Legalah hati Mas Thole.
Mereka hanya naik sebentar melakukan
prosesi seperminuman teh. Lantas hujan turun dengan lebatnya. Mas Thole diminta
untuk segera meninggalkan tempat tersebut. Sebab sebentar lagi akan terjadi
turbulensi waktu. Akan sangat berbahaya sekali akan ada badai tornado dalam
dimensi kesadaran. Begitulah pesannya. Maka
Mas Thole segera mengajak putrinya turun dan melanjutkan perjalanan lagi ke
Dieng. Entahlah, apakah masih bisa ke kejar untuk naik ke Dieng dalam suasana
seperti itu. Jika tidak terpakas mereka akan menginap di bawah terlebih dahulu.
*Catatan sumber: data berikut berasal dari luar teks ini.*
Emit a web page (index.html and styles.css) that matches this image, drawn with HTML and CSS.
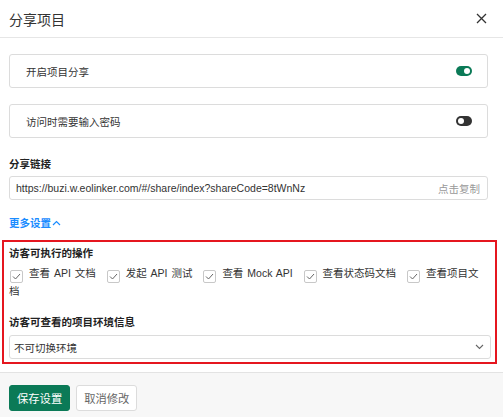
FILE: index.html
```html
<!DOCTYPE html>
<html lang="zh">
<head>
<meta charset="utf-8">
<title>分享项目</title>
<link rel="stylesheet" href="styles.css">
</head>
<body>
<div class="dialog">
  <div class="header">
    <span class="title">分享项目</span>
    <svg class="close" width="11" height="11" viewBox="0 0 11 11"><path d="M1 1L10 10M10 1L1 10" stroke="#333" stroke-width="1.3" fill="none"/></svg>
  </div>
  <div class="content">
    <div class="card">
      <span>开启项目分享</span>
      <span class="toggle on"><span class="knob"></span></span>
    </div>
    <div class="card">
      <span>访问时需要输入密码</span>
      <span class="toggle off"><span class="knob"></span></span>
    </div>
    <div class="label">分享链接</div>
    <div class="input">
      <span class="url">https://buzi.w.eolinker.com/#/share/index?shareCode=8tWnNz</span>
      <span class="copy">点击复制</span>
    </div>
    <div class="more">更多设置<svg width="9" height="6" viewBox="0 0 9 6"><path d="M1 5L4.5 1.5L8 5" stroke="#1a8cff" stroke-width="1.2" fill="none"/></svg></div>
    <div class="highlight">
      <div class="label tight">访客可执行的操作</div>
      <div class="checks"><span class="check"><span class="box"><svg width="9" height="7" viewBox="0 0 9 7"><path d="M1 3.5L3.5 6L8 1" stroke="#666" stroke-width="1" fill="none"/></svg></span>查看 API 文档</span> <span class="check"><span class="box"><svg width="9" height="7" viewBox="0 0 9 7"><path d="M1 3.5L3.5 6L8 1" stroke="#666" stroke-width="1" fill="none"/></svg></span>发起 API 测试</span> <span class="check"><span class="box"><svg width="9" height="7" viewBox="0 0 9 7"><path d="M1 3.5L3.5 6L8 1" stroke="#666" stroke-width="1" fill="none"/></svg></span>查看 Mock API</span> <span class="check"><span class="box"><svg width="9" height="7" viewBox="0 0 9 7"><path d="M1 3.5L3.5 6L8 1" stroke="#666" stroke-width="1" fill="none"/></svg></span>查看状态码文档</span> <span class="check"><span class="box"><svg width="9" height="7" viewBox="0 0 9 7"><path d="M1 3.5L3.5 6L8 1" stroke="#666" stroke-width="1" fill="none"/></svg></span>查看项目文档</span></div>
      <div class="label env">访客可查看的项目环境信息</div>
      <div class="select">
        <span>不可切换环境</span>
        <svg width="9" height="6" viewBox="0 0 9 6"><path d="M1 1L4.5 4.5L8 1" stroke="#666" stroke-width="1.1" fill="none"/></svg>
      </div>
    </div>
  </div>
  <div class="footer">
    <button class="btn primary">保存设置</button>
    <button class="btn">取消修改</button>
  </div>
</div>
</body>
</html>
```
FILE: styles.css
```css
html, body {
  margin: 0;
  padding: 0;
  background: #fff;
}
body {
  font-family: "Liberation Sans", "Noto Sans CJK SC", sans-serif;
  font-size: 10.5px;
  color: #333;
}
.dialog {
  width: 503px;
  height: 417px;
  display: flex;
  flex-direction: column;
}
.header {
  height: 37px;
  border-bottom: 1px solid #e6e6e6;
  padding: 0 16px 0 9px;
  display: flex;
  align-items: center;
  justify-content: space-between;
}
.title {
  font-size: 14px;
  color: #333;
}
.content {
  padding: 16px 15px 0 9px;
  flex: 1;
}
.card {
  height: 32px;
  border: 1px solid #dcdcdc;
  border-radius: 3px;
  padding: 0 15px 0 16px;
  display: flex;
  align-items: center;
  justify-content: space-between;
  margin-bottom: 16px;
  color: #333;
}
.toggle {
  width: 16px;
  height: 10px;
  border-radius: 5px;
  position: relative;
  display: inline-block;
}
.toggle.on { background: #0b7a57; }
.toggle.off { background: #333; }
.knob {
  position: absolute;
  top: 2px;
  width: 6px;
  height: 6px;
  border-radius: 50%;
  background: #fff;
}
.toggle.on .knob { right: 2px; }
.toggle.off .knob { left: 2px; }
.label {
  font-weight: bold;
  line-height: 16px;
  margin-top: 18px;
  margin-bottom: 4px;
  color: #222;
}
.input {
  height: 22px;
  border: 1px solid #dcdcdc;
  border-radius: 3px;
  padding: 0 7px 0 6px;
  display: flex;
  align-items: center;
  justify-content: space-between;
}
.url { color: #333; }
.copy { color: #999; }
.more {
  color: #1a8cff;
  font-weight: bold;
  line-height: 16px;
  margin-top: 15px;
  display: flex;
  align-items: center;
  gap: 1px;
}
.highlight {
  margin: 9px -9px 0 -7px;
  border: 2px solid #e5161f;
  padding: 3px 4px 3px 5px;
}
.label.tight { margin-top: 0; }
.checks {
  line-height: 16px;
  color: #333;
  word-spacing: 1px;
}
.check {
  margin-right: 6px;
}
.box {
  display: inline-flex;
  align-items: center;
  justify-content: center;
  width: 11px;
  height: 11px;
  border: 1px solid #c8c8c8;
  border-radius: 2px;
  margin: 0 6px 0 1px;
  vertical-align: -3px;
  background: #fff;
}
.label.env {
  margin-top: 15px;
  margin-bottom: 5px;
}
.select {
  height: 22px;
  border: 1px solid #dcdcdc;
  border-radius: 3px;
  padding: 0 6px 0 4px;
  display: flex;
  align-items: center;
  justify-content: space-between;
}
.footer {
  border-top: 1px solid #e3e3e3;
  background: #f7f7f7;
  height: 45px;
  padding: 12px 9px 0;
  box-sizing: border-box;
  display: flex;
  align-items: flex-start;
  gap: 6px;
}
.btn {
  font-family: "Liberation Sans", "Noto Sans CJK SC", sans-serif;
  font-size: 11.3px;
  height: 26px;
  padding: 0 7px;
  border: 1px solid #dcdcdc;
  border-radius: 3px;
  background: #fff;
  color: #666;
}
.btn.primary {
  background: #0b7a57;
  border-color: #0b7a57;
  color: #fff;
}
```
Dan benar saja, kendaraan umum kesana sudah langka. Hingga sampai disana sudah
tidak memungkinkan lagi untuk naikke puncak. Jalna yang licin dan berliku
sangat berbahaya. Lagi pula tidak ada angkutan umum kesana di malam hari.
Keesokan harinya hujan juga tidak
berhenti. Tidak mungkin perjalnan dilanjutkan dengan angkutan umum. Mas Thole
pasrah, jika harus menyewa kendaraan dananya tidak akan cukup untukpulang ke
Jakarta. Hingga siang hari dirinya dlaam gamang. Namun ternyata alam tidak
diam, mendadak ada rekannya yang menawarkan kendaraan, meskipun umurnya sudah
tua, namun katanya malam tahun baru sudah dicoba untuk naik dan tidak apa-apa.
Dengan kendaraan itulah Mas Thole naik ke pegunungan Dieng dalam suasana hujan.
Dalam keyakinan Mas Thole hujan ini akan sedikit reda di puncak sana. Karena
itu mereka berangkat . Waktunya tidak banyak sebab sore hari dirnya sudah harus
balik ke Jakarta. “Mudah-mudahan tidak
ada halangan..” Begitulah doanya.
+++
Candi Arjuno Dieng |
(“Ijinkanlah
aku kenang sejenak perjalanan..”
Pinta Mas Thole pada pagi, saat dituliskan kisahnya ini.)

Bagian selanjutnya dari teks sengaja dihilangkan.